Let’s Focus on Your Research
We have already explored two ways in which laboratory workflows are evolving due to the emergence of compact and intuitive devices — decentralization and user-friendliness. Last but not least, compact instruments are changing the laboratory landscape through the flexibility inherent in their footprint. Taking an example of the Absorbance 96, the compact microplate reader, it has been used in a traditional benchtop setting but has also been implemented in space-restricted areas such as incubators or anaerobic chambers (an application that has become the explicit focus of other manufacturers such as the zenCELL Owl imaging system), or has even been taken into the field. The compact size and USB connectivity of the device mean it can be used in various ways that wouldn’t have been possible with traditional instruments. Whatever (and wherever) the application may be, you will have your own small, portable, decentralized, intuitive microplate reader to assist.
By being compact and less expensive than traditional solutions, modern instrumentation enhances accessibility - allowing each lab or even each workbench to have its own personal devices and benefit from the outstanding advantages of decentralized workflows. These miniaturized compact devices are very user-friendly with low barriers to entry with a high level of flexibility and convenience, streamlining various research applications and opening avenues for groundbreaking discoveries.

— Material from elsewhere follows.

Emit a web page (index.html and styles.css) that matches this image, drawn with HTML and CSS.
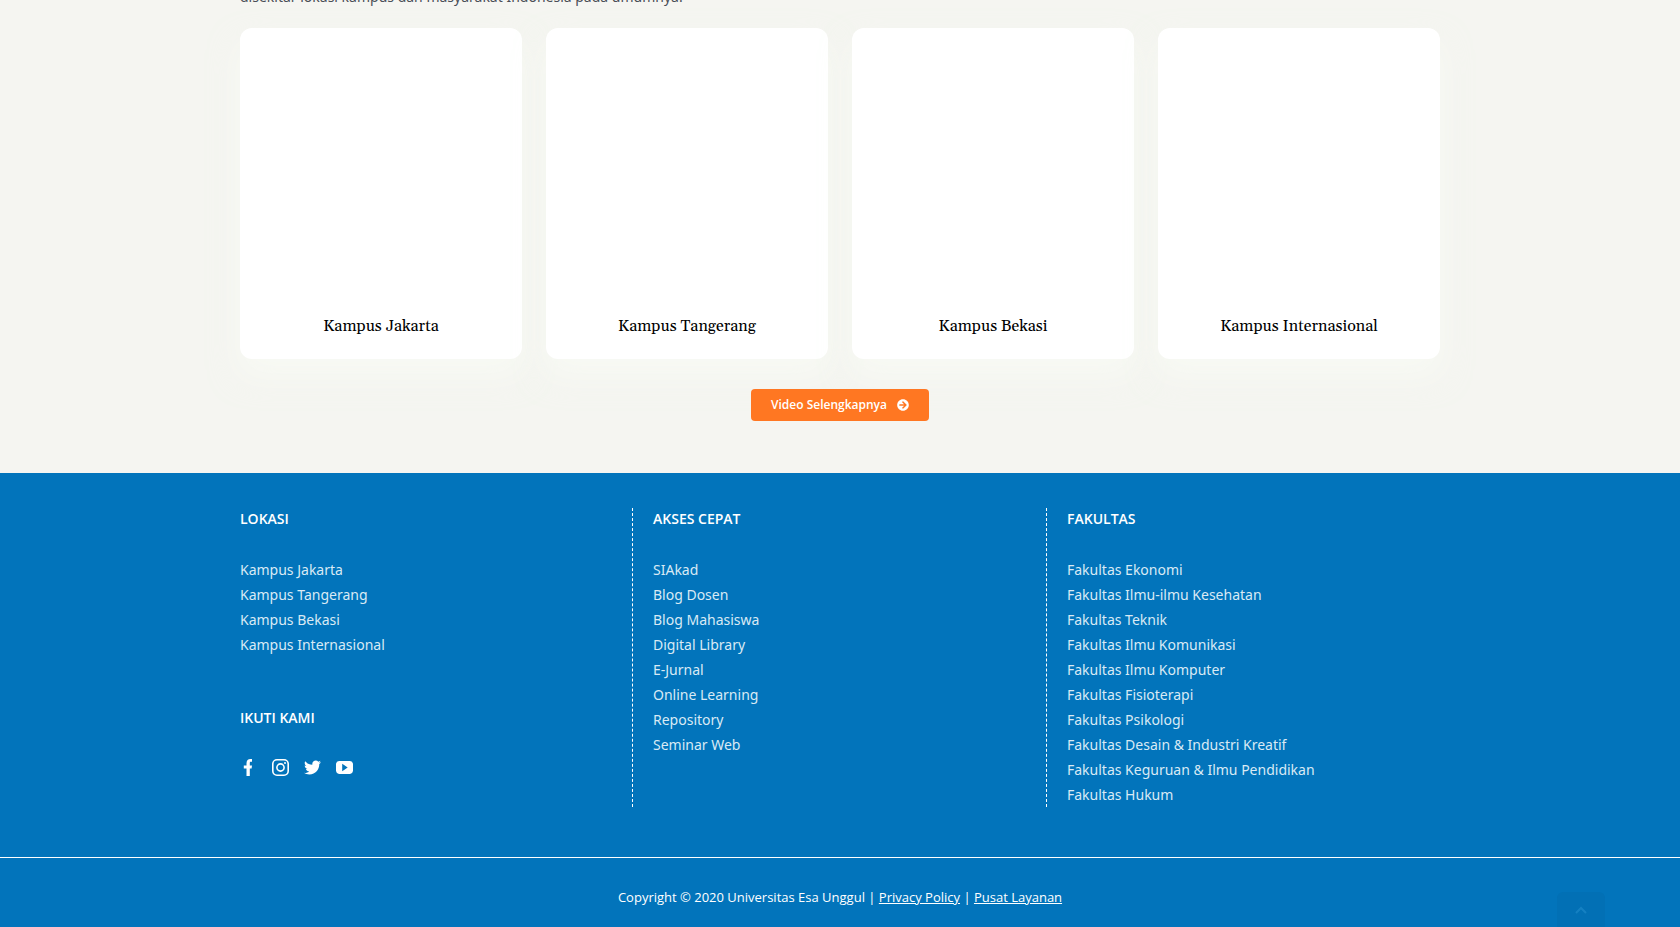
FILE: index.html
```html
<!DOCTYPE html>
<html lang="id">
<head>
<meta charset="utf-8">
<meta name="viewport" content="width=device-width, initial-scale=1">
<title>Universitas Esa Unggul</title>
<link rel="stylesheet" href="styles.css">
</head>
<body>
<main class="campus">
  <div class="container">
    <p class="campus-intro">disekitar lokasi kampus dan masyarakat Indonesia pada umumnya.</p>
    <div class="cards">
      <article class="card"><h3 class="card-title">Kampus Jakarta</h3></article>
      <article class="card"><h3 class="card-title">Kampus Tangerang</h3></article>
      <article class="card"><h3 class="card-title">Kampus Bekasi</h3></article>
      <article class="card"><h3 class="card-title">Kampus Internasional</h3></article>
    </div>
    <div class="more">
      <a class="button" href="#">Video Selengkapnya
        <svg class="button-icon" viewBox="0 0 512 512" aria-hidden="true"><path d="M256 8c137 0 248 111 248 248S393 504 256 504 8 393 8 256 119 8 256 8zm-28.900 143.600l75.500 72.400H120c-13.300 0-24 10.700-24 24v16c0 13.300 10.700 24 24 24h182.600l-75.500 72.400c-9.700 9.300-9.900 24.800-.4 34.300l11 10.900c9.400 9.400 24.600 9.400 33.900 0L404.300 273c9.400-9.400 9.400-24.600 0-33.900L271.600 106.300c-9.400-9.400-24.600-9.400-33.900 0l-11 10.900c-9.500 9.600-9.300 25.100.4 34.400z"/></svg>
      </a>
    </div>
  </div>
</main>
<footer class="footer">
  <div class="container footer-columns">
    <section class="column">
      <h4 class="column-title">LOKASI</h4>
      <ul class="links">
        <li><a href="#">Kampus Jakarta</a></li>
        <li><a href="#">Kampus Tangerang</a></li>
        <li><a href="#">Kampus Bekasi</a></li>
        <li><a href="#">Kampus Internasional</a></li>
      </ul>
      <h4 class="column-title follow-title">IKUTI KAMI</h4>
      <div class="social">
        <a href="#" aria-label="Facebook"><svg viewBox="0 0 17 17"><path d="M6.500 17V9.500H3.800V6.500H6.500V4.200C6.500 1.500 8 0 10.500 0H12V2.800H10.900C10 2.800 9.800 3.300 9.800 4.200V6.500H12L11.600 9.500H9.800V17z"/></svg></a>
        <a href="#" aria-label="Instagram"><svg viewBox="0 0 17 17"><rect class="stroke" x=".8" y=".8" width="15.400" height="15.400" rx="4.200"/><circle class="stroke" cx="8.500" cy="8.500" r="3.600"/><circle cx="13" cy="4" r="1"/></svg></a>
        <a href="#" aria-label="Twitter"><svg viewBox="0 0 512 512"><path d="M459.400 151.700c.3 4.500.3 9.100.3 13.600 0 138.700-105.600 298.600-298.600 298.600-59.500 0-114.700-17.200-161.100-47.100 8.400 1 16.600 1.300 25.300 1.300 49.100 0 94.200-16.600 130.300-44.800-46.100-1-84.800-31.200-98.100-72.800 6.500 1 13 1.600 19.800 1.600 9.400 0 18.800-1.300 27.600-3.600-48.100-9.700-84.100-52-84.100-103v-1.300c14 7.800 30.200 12.700 47.400 13.300-28.300-18.800-46.800-51-46.800-87.400 0-19.500 5.200-37.400 14.300-53 51.700 63.700 129.300 105.300 216.400 109.800-1.600-7.800-2.600-15.900-2.600-24 0-57.800 46.800-104.900 104.900-104.900 30.200 0 57.500 12.700 76.700 33.100 23.700-4.500 46.500-13.300 66.600-25.300-7.800 24.400-24.400 44.800-46.100 57.800 21.100-2.300 41.600-8.100 60.400-16.200-14.300 20.800-32.200 39.300-52.600 54.300z"/></svg></a>
        <a href="#" aria-label="YouTube"><svg viewBox="0 0 17 17"><path fill-rule="evenodd" d="M3 2.100Q8.500 1.700 14 2.100Q16.600 2.300 17 5V12Q16.600 14.700 14 14.900Q8.500 15.300 3 14.900Q.4 14.700 0 12V5Q.4 2.300 3 2.100zM6.200 4.800V12.200L11.700 8.500z"/></svg></a>
      </div>
    </section>
    <section class="column">
      <h4 class="column-title">AKSES CEPAT</h4>
      <ul class="links">
        <li><a href="#">SIAkad</a></li>
        <li><a href="#">Blog Dosen</a></li>
        <li><a href="#">Blog Mahasiswa</a></li>
        <li><a href="#">Digital Library</a></li>
        <li><a href="#">E-Jurnal</a></li>
        <li><a href="#">Online Learning</a></li>
        <li><a href="#">Repository</a></li>
        <li><a href="#">Seminar Web</a></li>
      </ul>
    </section>
    <section class="column">
      <h4 class="column-title">FAKULTAS</h4>
      <ul class="links">
        <li><a href="#">Fakultas Ekonomi</a></li>
        <li><a href="#">Fakultas Ilmu-ilmu Kesehatan</a></li>
        <li><a href="#">Fakultas Teknik</a></li>
        <li><a href="#">Fakultas Ilmu Komunikasi</a></li>
        <li><a href="#">Fakultas Ilmu Komputer</a></li>
        <li><a href="#">Fakultas Fisioterapi</a></li>
        <li><a href="#">Fakultas Psikologi</a></li>
        <li><a href="#">Fakultas Desain &amp; Industri Kreatif</a></li>
        <li><a href="#">Fakultas Keguruan &amp; Ilmu Pendidikan</a></li>
        <li><a href="#">Fakultas Hukum</a></li>
      </ul>
    </section>
  </div>
  <p class="copyright">Copyright © 2020 Universitas Esa Unggul | <a href="#">Privacy Policy</a> | <a href="#">Pusat Layanan</a></p>
</footer>
<a class="to-top" href="#" aria-label="Kembali ke atas"><svg viewBox="0 0 12 8"><path d="M1 7l5-5 5 5"/></svg></a>
</body>
</html>
```

FILE: styles.css
```css
* { box-sizing: border-box; }

body {
  margin: 0;
  background: #0274bb;
  font-family: "Open Sans", "Noto Sans", sans-serif;
  font-size: 14px;
  line-height: 25px;
  overflow: hidden;
}

h3, h4, p, ul { margin: 0; padding: 0; }

.container {
  max-width: 1200px;
  margin: 0 auto;
}

.campus {
  background: #f5f5f1;
  padding-bottom: 52px;
  overflow: hidden;
}

/* The end of the intro paragraph is cut by the top of the view. */
.campus-intro {
  margin-top: -16px;
  color: #4a4e57;
  font-family: "Noto Sans", "Open Sans", sans-serif;
}

.cards {
  display: grid;
  grid-template-columns: repeat(4, 1fr);
  gap: 24px;
  margin-top: 19px;
}

.card {
  display: flex;
  flex-direction: column;
  justify-content: flex-end;
  min-height: 331px;
  padding: 20px;
  background: #fff;
  border-radius: 12px;
  box-shadow: 0 16px 30px rgba(252, 255, 248, 0.5);
}

.card-title {
  color: #000;
  font-family: Georgia, Gelasio, "Liberation Serif", serif;
  font-size: 16px;
  font-weight: 400;
  line-height: 26px;
  text-align: center;
}

.more {
  display: flex;
  justify-content: center;
  margin-top: 30px;
}

.button {
  position: relative;
  display: flex;
  align-items: center;
  gap: 10px;
  height: 32px;
  padding: 0 20px 1px;
  border-radius: 4px;
  background: #ff7722;
  color: #fff;
  font-size: 12px;
  font-weight: 600;
  text-decoration: none;
}

.button-icon {
  width: 12px;
  height: 12px;
  fill: currentColor;
}

.footer { color: #fff; }

.footer-columns {
  display: grid;
  grid-template-columns: 392fr 414fr 394fr;
  padding: 35px 0 50px;
}

.column + .column {
  padding-left: 20px;
  border-left: 1px dashed #fff;
}

.column-title {
  font-size: 14px;
  font-weight: 600;
  line-height: 21px;
}

.links {
  margin-top: 28px;
  font-family: "Noto Sans", "Open Sans", sans-serif;
  list-style: none;
}

.links a {
  color: #d9eaf5;
  text-decoration: none;
}

.follow-title { margin-top: 50px; }

.social {
  display: flex;
  gap: 15px;
  margin-top: 31px;
}

.social a {
  display: block;
  width: 17px;
  height: 17px;
}

.social svg {
  display: block;
  fill: #fff;
}

.social .stroke {
  fill: none;
  stroke: #fff;
  stroke-width: 1.6;
}

.copyright {
  padding: 27px 0;
  border-top: 1px solid #fff;
  font-size: 13px;
  text-align: center;
}

.copyright a { color: inherit; }

.to-top {
  position: fixed;
  right: 75px;
  bottom: 0;
  display: flex;
  justify-content: center;
  width: 48px;
  height: 35px;
  padding-top: 14px;
  border-radius: 6px 6px 0 0;
  background: #0270b5;
}

.to-top svg {
  width: 12px;
  height: 8px;
  fill: none;
  stroke: #1580c2;
  stroke-width: 2;
}
```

Of course, the key component and driver of such innovations in laboratory equipment are the people who are willing to take a chance on unknown companies and unknown products. Innovators and early adopters who recognize the value and are immediately excited about the unlimited prospects of a unique compact instrument. Researchers who are open to innovation, open to adopting new products, and willing to question the mundane. The incessant search for better solutions and better ways to perform their experiments. I’m sure we can all benefit from this mindset in one way or another and can find new ways to disrupt our current patterns of thought and action to propel our research into the next phase.